Was allerdings eine mehr als einseitige Sicht ist. Bedenken wir die Situation der Bevölkerung Frankreichs im Revolutionsjahr, war der Zündfunke des Umsturzes wohl kaum ein, für die damalige Zeit, hochgestochenes philosophisches Werk, dass weiten Teilen der zu erheblichen Teilen noch immer analphabetischen Bevölkerung en Detail überhaupt nicht bekannt war, sondern die materielle Not.
Und dementsprechend würde man ihm wohl entgegnen können, dass würden König, Adel und Klerus zur stabilisierung der Situation zeitweise auf ihre Pfründe und Privilegien verzichtet haben, es wohl ebenfalls nicht zur Revolution in diesem Sinne gekommen wäre und hätte Rousseau noch 1.000 weitere Bände "Contract Social" hinzugefügt.
Doch so oder so - ein rein ideengeschichtlicher Erklärungsansatz wäre extrem reduktionistisch, und um das zu erkennen, muss man kein Marxist sein [...]
Richtig.
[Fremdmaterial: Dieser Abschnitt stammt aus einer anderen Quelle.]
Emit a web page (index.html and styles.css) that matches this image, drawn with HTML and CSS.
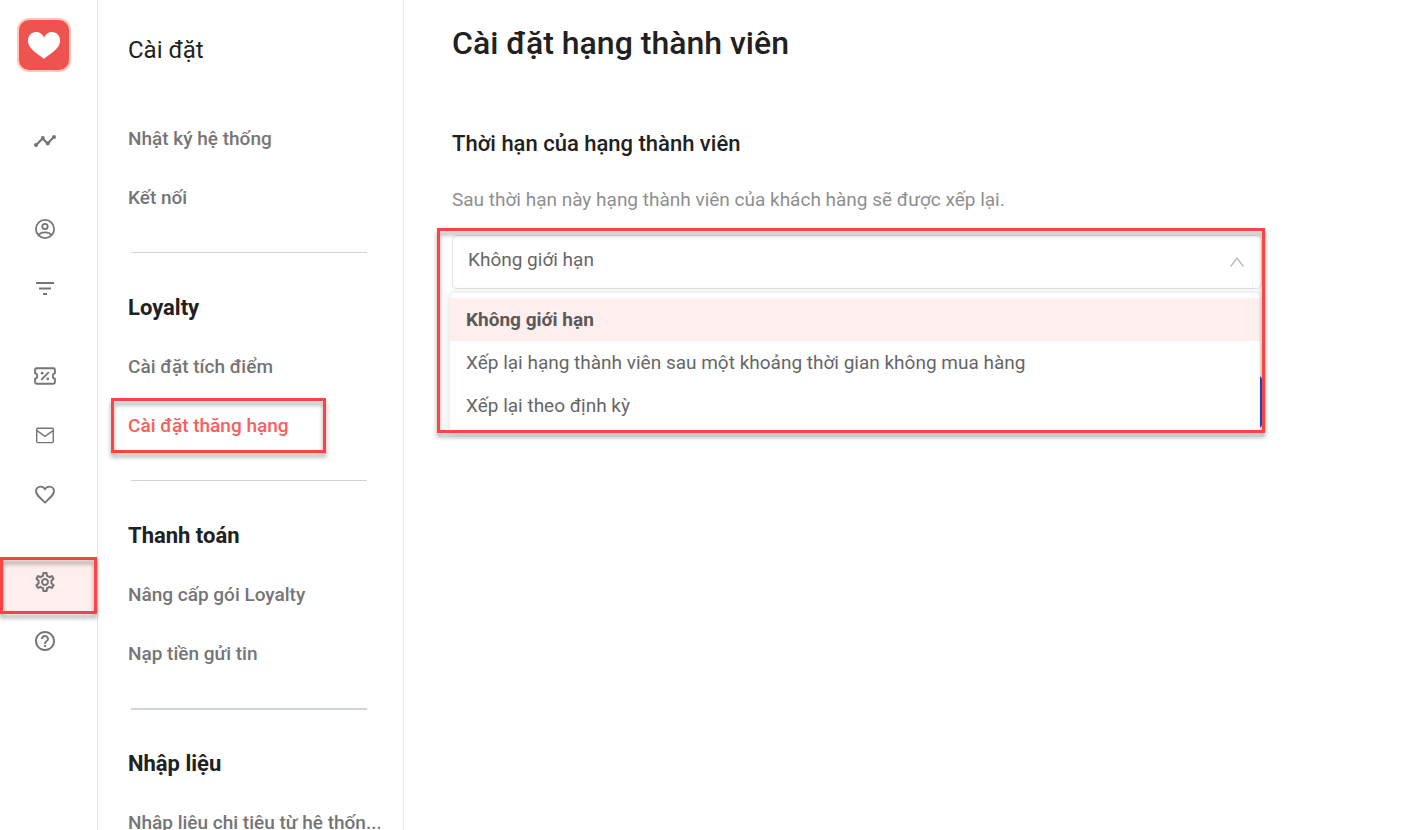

Aber angesichts der Aufgabenstellung ist Reduktionismus in diesem Sinne eine Notwendigkeit. Wenn du eine Idee hast, wie eine sinnvolle, ausgeweitete Betrachtung Napoleons und der späten Revolutionszeit in den Rahmen einer schulischen Leistung passen soll, wird der Eröffner des Fadens dir sicherlich sehr dankbar darum sein, wenn du das zum Besten gibst.
Es geht hier ja nicht darum aus Prinzip über Gebühr reduktionistisch zu arbeiten, sondern darum einer bestimmten Aufgabenstellung zu entsprechen.